Nieuwe boeken (2012/1)

Ad van Nieuwpoort. In Babel. Actuele bespiegelingen bij Ezechiël, Skandalon-Vught 2011. ISBN 978 94 90708 34 4. 96 pag. € 12,95.

 Van de nieuwe boeken die ik dit keer graag onder uw aandacht zou willen brengen, zijn er maar liefst twee van mijn Amsterdamse college bij de Thomaskerk, Ad van Nieuwpoort. Het eerste boek, In Babel, is mij bijzonder dierbaar, omdat het een product is dat tot stand is gekomen in samenwerking met het Amstelpreekteam. Er is geen Amstelkerkgemeente  meer, maar er is nog steeds een Amstelpreekteam, waar predikanten van verschillende wijkgemeentes uit Amsterdam (en inmiddels ook Amstelveen) wekelijks bij elkaar komen om met elkaar een doorlopende lezing vast te stellen, die gezamenlijk te vertalen en de diverse preken daarover voor te bereiden. Een traditie, die – in steeds wisselende samenstelling – inmiddels een kleine veertig jaar oud is. Zelf maakte ik er bijna de helft van die tijd deel van uit. Het wordt dus nog steeds gedaan: vingertje bij de tekst en heel goed lezen. Vorig jaar lazen ze Ezechiël en dit boek van Ad van Nieuwpoort is het resultaat: de vertalingen zijn van het Amstelpreekteam, de uitleg van hem. Ik weet het niet zeker – omdat de Thomaskerk niet de plaats is waar ik zondags ter kerke ga -, maar ik heb de stellige indruk dat die teksten heel dicht staan bij de preken, die Ad daar op de zondagen over heeft gehouden. Als dat waar is, mogen de bezoekers van de Thomaskerk niet mopperen. Het zijn voorbeeldige preken met een heldere exegese, eigentijdse actualiseringen en een heel aantal mooie poëtische verhelderingen. En die gedichten – dat stond me in het bijzonder aan – worden meestal in zijn geheel gelezen, zodat de dichter recht wordt gedaan en niet de dominee, die met een mooie quote laat zien, dat hij ook gedichten leest. Op het omslag lezen we het waardeoordeel van Huub Oosterhuis: Geen spiritueel ego-document maar een boek uit het ‘leerhuis’: over het grote bijbelse visioen van de nieuwe wereldstad. Een noodzakelijk boek. Daar heb ik niets aan toe te voegen.

 

Ad van Nieuwpoort en Ruben van Zwieten, De Bijbel op de Zuidas, Uitg. Bert Bakker, Amsterdam 2012, ISBN 978 90 351 3739 4, 174 pag. € 17,95.

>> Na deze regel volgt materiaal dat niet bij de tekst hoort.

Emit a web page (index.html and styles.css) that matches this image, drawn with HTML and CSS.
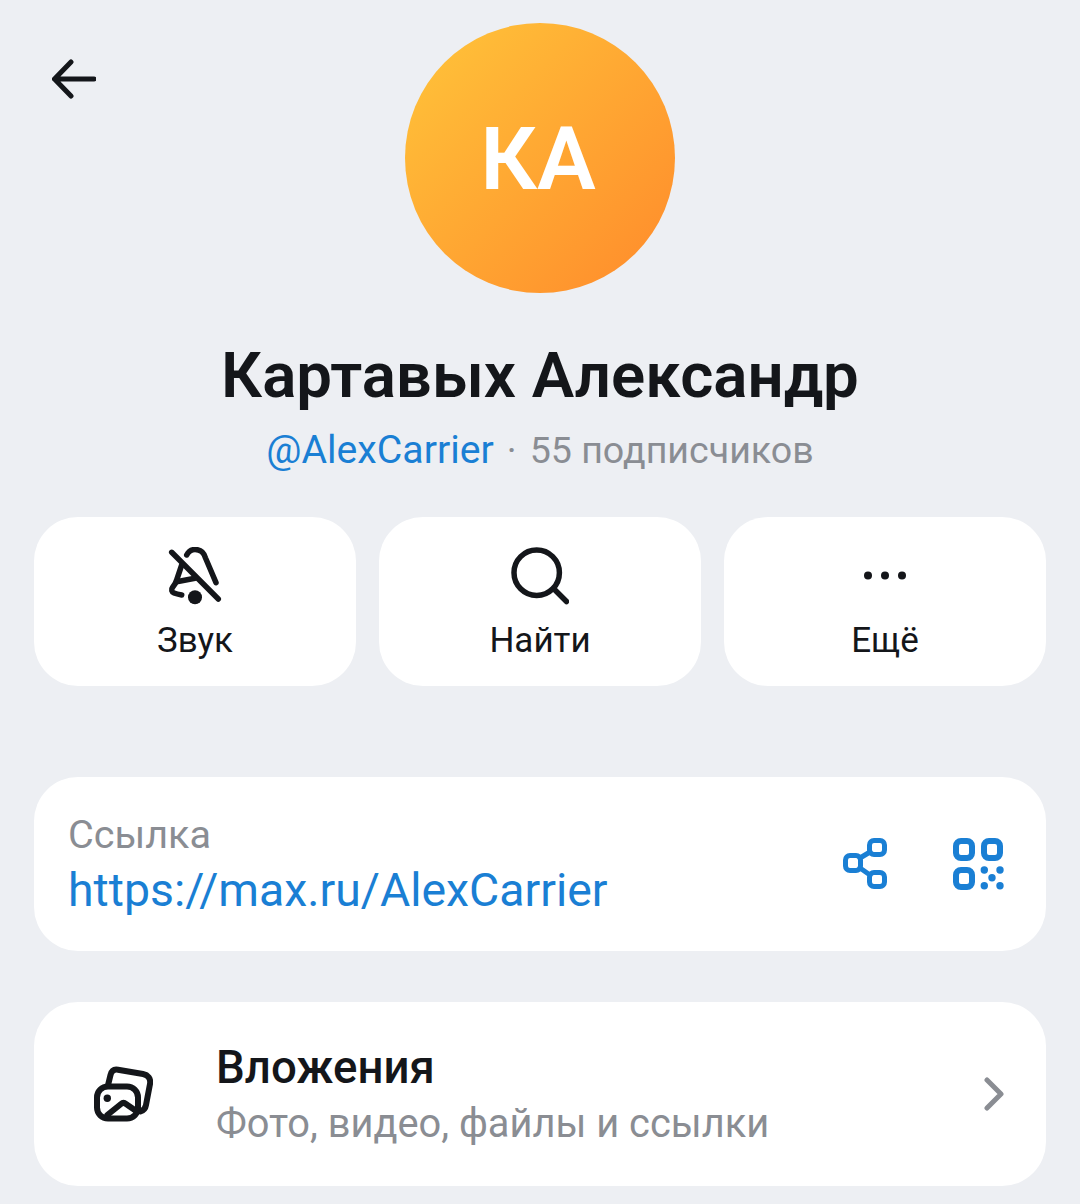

Het andere boek schreef Ad van Nieuwpoort samen met zijn collega Ruben van Zwieten, de predikant-directeur van de Stichting Zingeving Zuidas: De Bijbel op de Zuidas. Ook dit boek is uit de praktijk voortgekomen en wel uit de praktijk van de bijbelklassen, die de beide predikanten geven in de Thomaskerk, de kerk met uitzicht (letterlijk en figuurlijk) op de Zuidas. Anders dan in het hierboven genoemde boek, waar de bijbeltekst bepalend is, wordt hier thematisch gewerkt. Een aantal misverstanden ten aanzien van bijbel en geloof worden systematisch aan de orde gesteld. Misverstanden overigens die – daarover laten de auteurs geen misverstand bestaan – vooral door de kerk zelf in het leven zijn geroepen en in leven worden gehouden. Het gaat over de Bijbel, over God, over Jezus, over het geloof, over de moral, over de hemel en over de religie. Nou, daar kun je heel wat dikke delen dogmatiek over schrijven. Maar dat gebeurt niet. In een bescheiden boek (174 pagina’s maar hele grote letters) worden de thema’s aan de orde gesteld op een manier zoals de insiders die vooral kennen uit het werk van Barth, Breukelman en Miskotte, maar dan eigentijds geformuleerd en toegespitst op hun doelgroep: de yuppen van de Zuidas. Dat wordt geestig en zakelijk gedaan. En ik ben de eerste om toe te geven: dat kan niet genoeg gebeuren. Alle lof dus. Maar bij al die lof kun je je ook afvragen of deze meesters het hun leerlingen niet te veel naar het zin maken. Behalve om een bevrijding van de moraal en een bevrijding van de religie, gaat het toch ook om een bevrijding uit de slavernij en die slavernij heeft toch ook te maken met het concrete maatschappelijke bestel, waar ook de Zuidas deel van uitmaakt. Zou zingeving niet juist daar ontstaan waar dieper wordt gegraven dan naar de zingeving? De God van de Exodus die in de inleiding van het boek aan de orde wordt gesteld, heeft misschien nog wat kritische vragen aan de bijbelklassers. Kijk dat weten Ad en Ruben ook wel. En ze zullen mij vast wel aan weten te wijzen, waar dat impliciet in hun boek aanwezig is, maar in dit geval ben ik bang dat de beoogde lezers, rand- en buitenkerkelijke zinzoekers, aan een half woord niet genoeg hebben.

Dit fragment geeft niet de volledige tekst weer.